YOUNG LESBIAN: “WHAT DO YOU KNOW? WHAT KIND OF LESBIAN ARE YOU?”

Because I didn’t come out publicly until the 90s, I missed a whole lot of gay and lesbian life and a whole lot of gay and lesbian experience, and certainly the lesbian experience. And I joined the Lesbian Synagogue in 1992. And it was just before my 60th birthday. And I had not been out publicly anywhere. And I had been in a long-term relationship and it had been broken up and I decided this new Rabbi, this new lesbian Rabbi was being installed, and I decided to go.

It was, first of all, the first time that I acknowledged even to myself that there was community. It was nearing the end of the AIDS crisis and I had not lived through that because I hadn’t come out until I was in my 50s or 60s. I hadn’t experienced homophobia, except what my mother said about stay away from the lesbians, I hadn’t experienced that when I was growing up. They had, I noticed on the walls of the Synagogue at the time of the installation, that they had a woman’s group that met once a month, a lesbian group. Maybe it was called Lesbian Shabbat or something like that. And I decided to go. And I went in part because I wanted to see what it was like. I went in part because this friend of mine who I had not had a lesbian experience with, had died. And I wanted to bring it into this kind of a setting. And the women who were there were all much younger than I was. They were probably in their 20s or their 30s and half of them were in blue jeans and a third of them had earrings in their noses. And nobody cozied up to me and necessarily wanted to be my friend. And it was some time later in the course of the discussion about being a lesbian and being a Jewish lesbian and what that was all about. That said, somebody turned to me and said, “Well, what do you know? You were married, you have children, you’re in business clothes and you wear lipstick. What kind of lesbian are you?”
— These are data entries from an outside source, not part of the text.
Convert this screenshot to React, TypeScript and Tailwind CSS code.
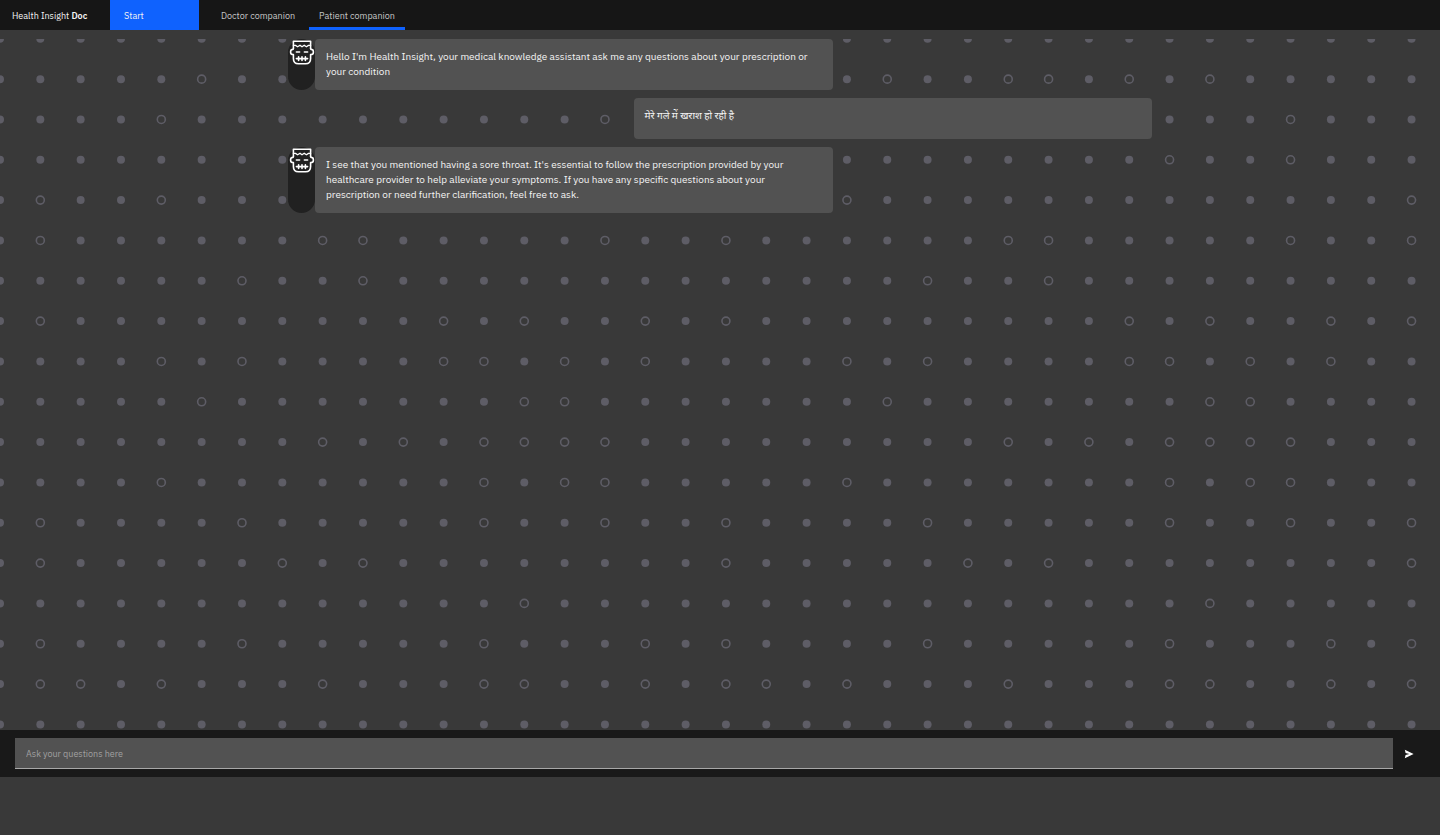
import { useState } from "react";

const GRID = 40.33;
const COLS = 36;

// columns drawn as open rings, one list per row
const RINGS: number[][] = [
  [],
  [5, 22, 25, 26, 28, 30],
  [4, 15, 32],
  [29, 32],
  [1, 4, 21, 35],
  [1, 8, 9, 15, 18, 25, 26, 32, 35],
  [6, 9, 23, 26],
  [1, 11, 13, 16, 18, 28, 30, 33, 35],
  [4, 6, 11, 12, 14, 16, 21, 23, 28, 29, 31, 33],
  [5, 13, 14, 22, 30, 31],
  [8, 10, 12, 13, 14, 15, 25, 27, 29, 30, 31, 32],
  [4, 12, 14, 15, 21, 29, 31, 32],
  [1, 6, 12, 15, 18, 23, 29, 32, 35],
  [1, 7, 9, 18, 24, 26, 35],
  [13, 30],
  [1, 6, 12, 16, 18, 23, 29, 33, 35],
  [1, 2, 4, 8, 12, 13, 16, 18, 19, 21, 25, 29, 30, 33, 35],
  [],
];

const MESSAGES = [
  {
    from: "bot",
    text: "Hello I'm Health Insight, your medical knowledge assistant ask me any questions about your prescription or your condition",
  },
  { from: "user", text: "मेरे गले में खराश हो रही है" },
  {
    from: "bot",
    text: "I see that you mentioned having a sore throat. It's essential to follow the prescription provided by your healthcare provider to help alleviate your symptoms. If you have any specific questions about your prescription or need further clarification, feel free to ask.",
  },
];

export default function App() {
  const [question, setQuestion] = useState("");

  return (
    <div className="flex min-h-screen flex-col bg-[#393939] pb-[58px] font-['IBM_Plex_Sans','Noto_Sans','Noto_Sans_Devanagari',sans-serif] text-[#f4f4f4]">
      {/* HEADER */}
      <header className="flex h-[30px] items-stretch bg-[#161616] text-[9px]">
        <a href="#" className="flex w-[110px] items-center pt-px pl-3 whitespace-pre">
          Health Insight <span className="font-semibold">Doc</span>
        </a>
        <button className="w-[89px] bg-[#0f62fe] pt-px pl-[14px] text-left">Start</button>
        <nav className="ml-3 flex gap-1 text-[#c6c6c6]">
          <NavLink label="Doctor companion" />
          <NavLink label="Patient companion" active />
        </nav>
      </header>

      {/* CHAT */}
      <main className="relative mt-[9px] flex-1 overflow-hidden">
        <Dots />
        <div className="relative mx-auto flex w-3/5 flex-col gap-2">
          {MESSAGES.map((m) => (
            <Message key={m.text} from={m.from} text={m.text} />
          ))}
        </div>
      </main>

      {/* INPUT */}
      <form
        className="flex h-[47px] items-start bg-[#191919] pt-2 pl-[15px]"
        onSubmit={(e) => e.preventDefault()}
      >
        <input
          aria-label="Ask your questions here"
          placeholder="Ask your questions here"
          value={question}
          onChange={(e) => setQuestion(e.target.value)}
          className="h-[31px] min-w-0 flex-1 border-b border-[#a8a8a8] bg-[#525252] px-[11px] text-[9px] outline-none placeholder:text-[#a0a0a0]"
        />
        <button aria-label="Send" className="flex h-[31px] w-[47px] items-center pl-[11px]">
          <svg viewBox="0 0 10 10" className="size-[10px] fill-white">
            <path d="M.8.8 9.6 5 .8 9.2 1.6 5.9 5.4 5 1.6 4.1Z" />
          </svg>
        </button>
      </form>
    </div>
  );
}

/* COMPONENTS */

function NavLink({ label, active = false }: { label: string; active?: boolean }) {
  return (
    <a
      href="#"
      className={`flex items-center border-b-[3px] px-[10px] pt-1 ${
        active ? "border-b-[#0f62fe]" : "border-b-transparent"
      }`}
    >
      {label}
    </a>
  );
}

function Message({ from, text }: { from: string; text: string }) {
  const bot = from === "bot";
  return (
    <div className={`flex ${bot ? "" : "justify-end"}`}>
      {bot && (
        <div className="flex w-[27px] shrink-0 justify-center rounded-full bg-[#212121] pt-px">
          <Avatar />
        </div>
      )}
      <p className="min-h-[41px] w-3/5 rounded-[4px] bg-[#525252] pt-[10px] pr-5 pb-[11px] pl-[11px] text-[10px] leading-[15px]">
        {text}
      </p>
    </div>
  );
}

function Avatar() {
  return (
    <svg
      viewBox="0 0 26 26"
      className="size-[26px] shrink-0 fill-none stroke-white"
      strokeWidth="1.6"
      strokeLinejoin="round"
      strokeLinecap="round"
    >
      <path d="M4.4 8.5V1.2H21.6V8.5" />
      <path d="M4.4 5.4H6.5L8.6 6.8 11 5.2 13 6.8 15.2 5.2 17.4 6.8 19.5 5.4H21.6" strokeWidth="1.3" />
      <path d="M4.4 8.5Q4.4 9.6 3 9.6 1.6 9.6 1.6 12.2 1.6 14.6 4.4 14.6V18.5Q4.4 23.8 9.5 23.8H16.5Q21.6 23.8 21.6 18.5V14.6Q24.4 14.6 24.4 12.2 24.4 9.6 23 9.6 21.6 9.6 21.6 8.5" />
      <path d="M7.4 12H10.6M15.4 12H18.6" />
      <path d="M7.4 18.6H18.6M9.6 16.8V20.4M13 16.8V20.4M16.4 16.8V20.4" />
    </svg>
  );
}

function Dots() {
  return (
    <svg aria-hidden="true" className="absolute inset-0 h-full w-full">
      {RINGS.map((rings, row) =>
        Array.from({ length: COLS }, (_, col) => {
          const ring = rings.includes(col);
          return (
            <circle
              key={`${row}-${col}`}
              cx={col * GRID}
              cy={row * GRID - 0.2}
              r={4}
              fill={ring ? "none" : "#5e5d66"}
              stroke={ring ? "#5e5d66" : "none"}
              strokeWidth={1.6}
            />
          );
        })
      )}
    </svg>
  );
}
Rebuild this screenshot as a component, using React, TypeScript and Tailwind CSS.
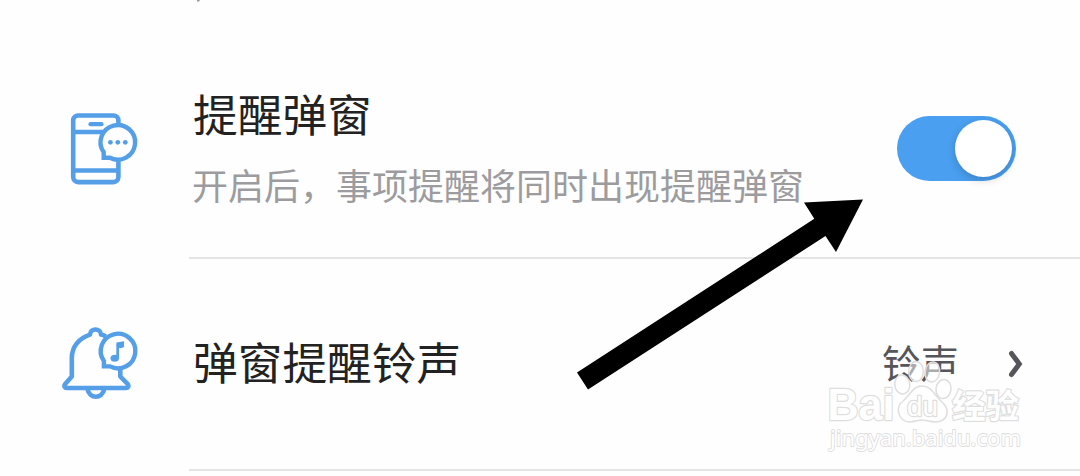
import React from "react";

const BLUE = "#559fe8";

function PhoneIcon() {
  return (
    <svg className="h-[84px] w-20 shrink-0" viewBox="62 107 80 84" fill="none" stroke={BLUE} strokeWidth="4.6">
      <rect x="73.2" y="115.5" width="45.2" height="66.6" rx="5" />
      <path d="M73.2 132H103M73.2 170.5H118.4" />
      <path d="M90.5 124.2H101.5" strokeWidth="4.2" strokeLinecap="round" />
      <path d="M103.7 152.3A17.3 17.3 0 1 1 109.9 157.7H103.7Z" fill="white" strokeWidth="4.4" />
      <g fill={BLUE} stroke="none">
        <circle cx="110.4" cy="142.3" r="2.4" />
        <circle cx="117.8" cy="142.3" r="2.4" />
        <circle cx="125.3" cy="142.3" r="2.4" />
      </g>
    </svg>
  );
}

function BellIcon() {
  return (
    <svg
      className="h-[84px] w-20 shrink-0"
      viewBox="62 321 80 84"
      fill="none"
      stroke={BLUE}
      strokeWidth="4.6"
      strokeLinejoin="round"
    >
      <path d="M106 336.5Q103 335 101 334.6C100.8 327.8 90.2 327.8 90 334.6C79 338 71.8 347 71.8 358V376.5L65 384.2C63.8 386 64.5 388 67 388H125.8C128.3 388 129 386 127.8 384.2L120.3 376.5V369" />
      <path d="M87.3 388.5C89.5 399.5 102.2 399.5 104.4 388.5" />
      <path
        d="M103.9 361A17.3 17.3 0 1 1 110.1 366.4H103.9Z"
        fill="white"
        strokeWidth="4.4"
        strokeLinejoin="miter"
      />
      <path d="M117.7 358V343.5" strokeWidth="2.8" />
      <ellipse cx="114.7" cy="358.3" rx="4.2" ry="3.5" fill={BLUE} stroke="none" />
      <path d="M116.3 342.5L124 341.3V347Q121 349 117.5 347.5Z" fill={BLUE} stroke="none" />
    </svg>
  );
}

function Toggle() {
  return (
    <div className="flex h-[65px] w-[119px] shrink-0 items-center justify-end overflow-visible rounded-full bg-[#4a9ff0] pr-1">
      <div className="size-[57px] rounded-full bg-white shadow-[0_3px_8px_rgba(0,0,0,0.18)]" />
    </div>
  );
}

function Watermark() {
  return (
    <svg
      className="absolute top-[355px] left-[820px] h-[105px] w-[210px]"
      viewBox="820 355 210 105"
      fill="white"
      stroke="#dedede"
      strokeLinejoin="round"
      fontFamily='"Liberation Sans", "Noto Sans CJK SC", sans-serif'
    >
      <g fillOpacity="0.5" strokeWidth="1.5">
        <ellipse cx="902.3" cy="384.5" rx="7.5" ry="9.5" transform="rotate(-8 902.3 384.5)" />
        <ellipse cx="916" cy="371.5" rx="7.3" ry="10" />
        <ellipse cx="932.3" cy="372" rx="7.3" ry="10" transform="rotate(8 932.3 372)" />
        <ellipse cx="943.5" cy="389" rx="7.5" ry="9.5" transform="rotate(8 943.5 389)" />
        <path d="M922 386C913 386 911 394 903 401C895 407 898 421 909 422C915 422 918 420 922 420C926 420 930 422 936 422C949 421 950 409 942 402C934 395 932 386 922 386Z" />
      </g>
      <g strokeWidth="2.4" paintOrder="stroke">
        <text x="827.5" y="420" fontSize="44" fontWeight="700" textLength="67" lengthAdjust="spacingAndGlyphs">
          Bai
        </text>
        <text x="907" y="416" fontSize="27" textLength="31" lengthAdjust="spacingAndGlyphs">
          du
        </text>
        <text x="952" y="418" fontSize="33.5" fontWeight="700" fontFamily='"Noto Sans CJK SC", sans-serif'>
          经验
        </text>
        <text
          x="830"
          y="446"
          fontSize="22"
          strokeWidth="1.8"
          textLength="191"
          lengthAdjust="spacingAndGlyphs"
          fontFamily='"Noto Sans", sans-serif'
        >
          jingyan.baidu.com
        </text>
      </g>
    </svg>
  );
}

export default function App() {
  return (
    <main className="relative h-[476px] w-[1080px] overflow-hidden bg-[#fefefe] font-['Noto_Sans_CJK_SC',sans-serif]">
      <section className="flex h-[259px] pl-[62px]">
        <div className="pt-[107px]">
          <PhoneIcon />
        </div>
        <div className="ml-[47px] flex flex-1 border-b-2 border-[#e4e4e4]">
          <div className="w-[708px] pt-[83px] pl-[4px]">
            <h2 className="h-[60px] text-[44.7px] leading-[60px] whitespace-nowrap text-[#222]">提醒弹窗</h2>
            <p className="mt-[17px] -ml-px text-4xl leading-[48px] whitespace-nowrap text-[#9c9c9f]">
              开启后，事项提醒将同时出现提醒弹窗
            </p>
          </div>
          <div className="pt-[116px]">
            <Toggle />
          </div>
        </div>
      </section>

      <section className="flex h-[212px] pl-[62px]">
        <div className="pt-[62px]">
          <BellIcon />
        </div>
        <div className="ml-[47px] flex flex-1 items-start border-b-2 border-[#e4e4e4] pt-[72px] pl-[4px]">
          <h2 className="w-[689px] text-[44.7px] leading-[60px] whitespace-nowrap text-[#222]">弹窗提醒铃声</h2>
          <span className="w-[120px] text-[38.5px] leading-[60px] whitespace-nowrap text-[#56565a]">铃声</span>
          <svg className="mt-[17px] h-8 w-6" viewBox="1002 348 24 32" fill="none" stroke="#55555a" strokeWidth="5">
            <path d="M1011.5 353.5L1019.3 364L1011.5 374.5" strokeLinecap="round" />
          </svg>
        </div>
      </section>

      <svg className="absolute top-0 left-[190px] h-1 w-4" viewBox="0 0 16 4">
        <path d="M7 0H10L9 1.5H7Z" fill="#999" />
      </svg>
      <svg className="absolute top-[190px] left-[570px] h-[210px] w-[300px]" viewBox="570 190 300 210">
        <path d="M863 199.5L804 202.5L814.3 218.8L577 372.5L588 389.5L825.5 236L836 252Z" fill="#000" />
      </svg>
      <Watermark />
    </main>
  );
}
And when she said it I think I just crept back into my shell. I knew I was different because I walked in there from a business background and this was the first lesbian thing I had ever done. But I still feel, even though I’ve been working 20 or more years in the gay and lesbian community, my credentials are questionable. It’s kind of a very strange feeling.

I now belong to two synagogues, one is the gay and lesbian synagogue and one is a mainstream synagogue. And I do a lot of work on aging in the mainstream synagogue and I sort of ask myself, “Well am I being disloyal?”

But some of the issues are the same but some of the issues are very different. The scars are different.

SPEAKING UP AT THE WHITE HOUSE CONFERENCE ON AGING:

In the year 2000 I was just about 70. And I went to work for SAGE, I was their first Director of Advocacy and Training. And that was when I learned in the gay and lesbian setting, the older setting, to not only speak for myself as an older lesbian but help people learn to speak for themselves. And I had done it in other settings, civil rights, anti-war and so forth. And I had been to a couple White House conferences on aging and I helped prepare SAGE people to go to the White House conference on aging, but I was sort of an enabler. Bad word but an enabler.

And for the 2015 White House Conference on Aging, I was really sitting here minding my own business expecting my grandson to come for dinner. And the phone rang and it was a man named Tom Weber from SAGE and Tom said, “How would you like to go to the White House Conference on Aging?”

I said, “You kidding?”

And it actually was the weekend before I was going up to the synagogue retreat and I just couldn’t hold it in. I was most excited. By this time they were asking my social security number and my fingerprints and the whole thing. I can’t tell you how exciting it was. And when you go to a White House Conference, you don’t know if you’re going to speak, you don’t know if you’ll have room to speak, you don’t know anything. And I went down with a friend and they sort of took care of me the night before and got into the auditorium.

President Obama was coming in to speak to the whole, there were about 200 to 300 people, it was not one of these massive conferences. And the first, we’d been asked by the Public Relations person from SAGE to speak if we possibly could get to a microphone. And the first panel was about caregiving and it was, I said to the person next to me, “There’s no room for me to speak. I’m not a caregiver, I’m not here about caregiving.”

And then there was a woman named Ai-jen Poo who is really top flight in the whole question of pay for caregivers. And she said, “Caregivers and people who are being cared for come in all different, they’re very diverse. They’re black, they’re white, they’re different age. And they’re LGBT.”

And I said, “That’s my clue, I can do that.”

And I identified myself and that I came from New York and I said, “My biggest fear is that I’ll have to go into a nursing home, because nursing homes are known to be homophobic. And so I’m counting on you who are up there for the White House Conference on Aging to see that laws are passed that ban discrimination and that make it so I will not have to, I do not want to have to go back in the closet.”

And I sat down. And there was a tremendous amount of applause. So I just sort of basked in it for a while. And as we were getting on line for lunch, I asked Michael Adams, who is the director, the Executive Director of SAGE, “Are all those people, are all those gay and lesbian people?”

And he said, “No, they weren’t. They were applauding because you spoke from your heart and you said what was necessary for you as a person. Not all of them, not all gay and lesbian people, but what was important for you.”

I have been an advocate since I was 3, alright? I tore the arms and legs off my dolls and used them for a football because nobody would give me a football. So that’s 80 years almost of advocacy experience and there is nothing, nothing, that I have experienced that was as wonderful as that.